The writers group I am part of, Creative Writing Support, is a rather eclectic mix of over one hundred individuals with equally diverse tastes and writing styles. When we were asked to create a short story or poem on any theme with a song lyric as its title, many ideas flowed. Of course, writing the actual short story or poem to a particular title is no easy task and taking inspiration from various cliched lyrics left me numb and uninspired.
However, it was a few weeks later, when waking to Radio Two, my song title was introduced and I came round to a this classic song, considering the bones of a short teenage fiction story I had recently started and wondering if the two might fit together somehow.



Here's a little paragraph to whet your appetite - the anthology will be available from Creative Writing Support soon and I will keep you posted.


It Started With a Kiss


“What was that?” she whispered, rubbing her cheek gently.

“Just a cobweb, probably,” he laughed. “This room is covered!”

The young couple moved in to the small turret room from the stairs and felt their way in the dark across to the small sliver of a window.

“It’s so dusty in here,” Erin squeaked, rubbing her hands together. “And so cold.”

A sliver of moonlight shone through the stagnant dusty air, lending dim light to the room.

Danny rubbed his hands across the crumbling stone-work, the yellowing chalk-like substance wet between his fingers. He wiped them across his jeans, leaving damp dirty traces.

“It smells damp,” he muttered. “We should go. What are we doing here anyway?”

“I wanted to get right to the top turret,” Erin whispered, stamping her blue Doc Marten boots in victory. “Look how high we got!” They looked down to the castle walls below, barely visible in the fading twilight. Below them, the world was mapped out in miniature, like a toy town trail of green and brown. Cars lit their travel along grey snaking roads away from this medieval place, back to reality and modern times. Yet here, alone in the silence of this turret room, the centuries fell away and except for their uniform of faded jeans, floppy hair and faux-dirty sweater and sneakers, they could have lived in another time.



“There is supposed to be a ghost of a princess here, you know. She was trapped by her evil father so she couldn’t rule the kingdom.”
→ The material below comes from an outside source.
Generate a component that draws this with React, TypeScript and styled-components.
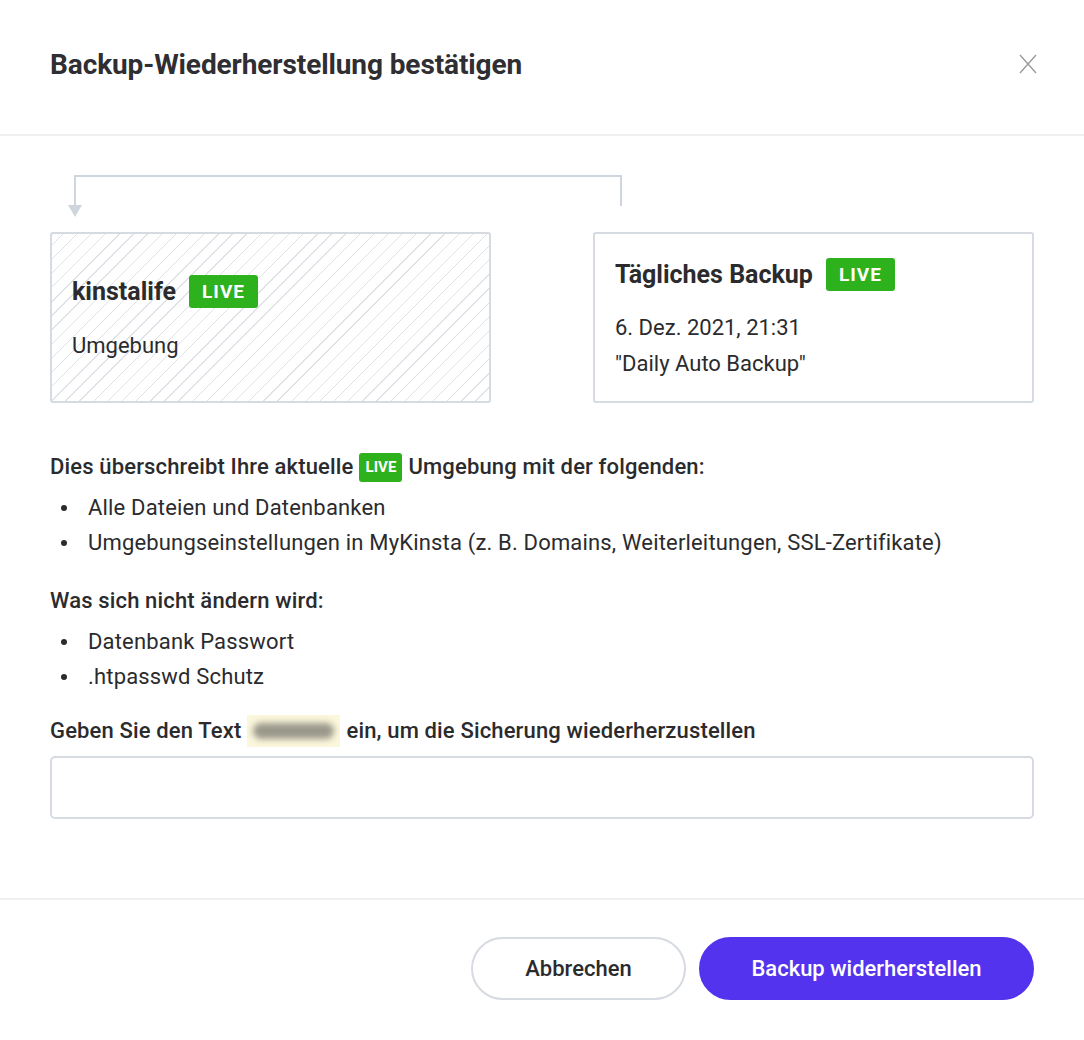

“Of course there is. Where’d you hear that?”

“I don’t know,” Erin smiled. “My dad told me last time we came. I think it’s supposed to be true. Poor love.”

“Your Dad’s full of stories like that, Erin. That story’s as true as the folk songs he sings. I don’t know why you brought me up here.”

“I wanted to talk to you. Away from the others.” Erin smiled shyly to the floor before composing herself and meeting him eye to eye once more.

“Oh yeah?” Danny ruffled his fringe and smiled awkwardly. “So, shoot.”

“I wanted to show you something.”

Erin walked over to this friend of hers. He was no longer eleven and neither was she, the age they had been when they became inseparable in Year7, first Literacy session when they were sat together as strangers. She felt different now, whenever she was with him, and she was sure he knew it.

“Are you okay?”

Erin blushed. “Yes.” She knew she couldn’t do it. Bringing him up here like this was madness. What had she been thinking? Walking over to the window again, her eyes were drawn to etching in the crumbling stone below the narrow window. “Look.”

Danny knelt down to where she was pointing. His fingers traced the heart carved deep in the wall.

Erin rubbed her finger over the D carved underneath in a cursive script. “Look. She was here.”

Quite accidentally, the tale became a rather tragic ghost story with a teenage romance just blossoming throughout and I did wonder by the end of it if the title really referred to the kiss of a princess or just that of a young girl in love for the first time.
The story starts with kiss, but the young boy's life is perhaps saved by the love of his companion. That's what I love about a short story: the nuances, the possibilities and the interpretations. I look forward to hearing how the story and the anthology is received.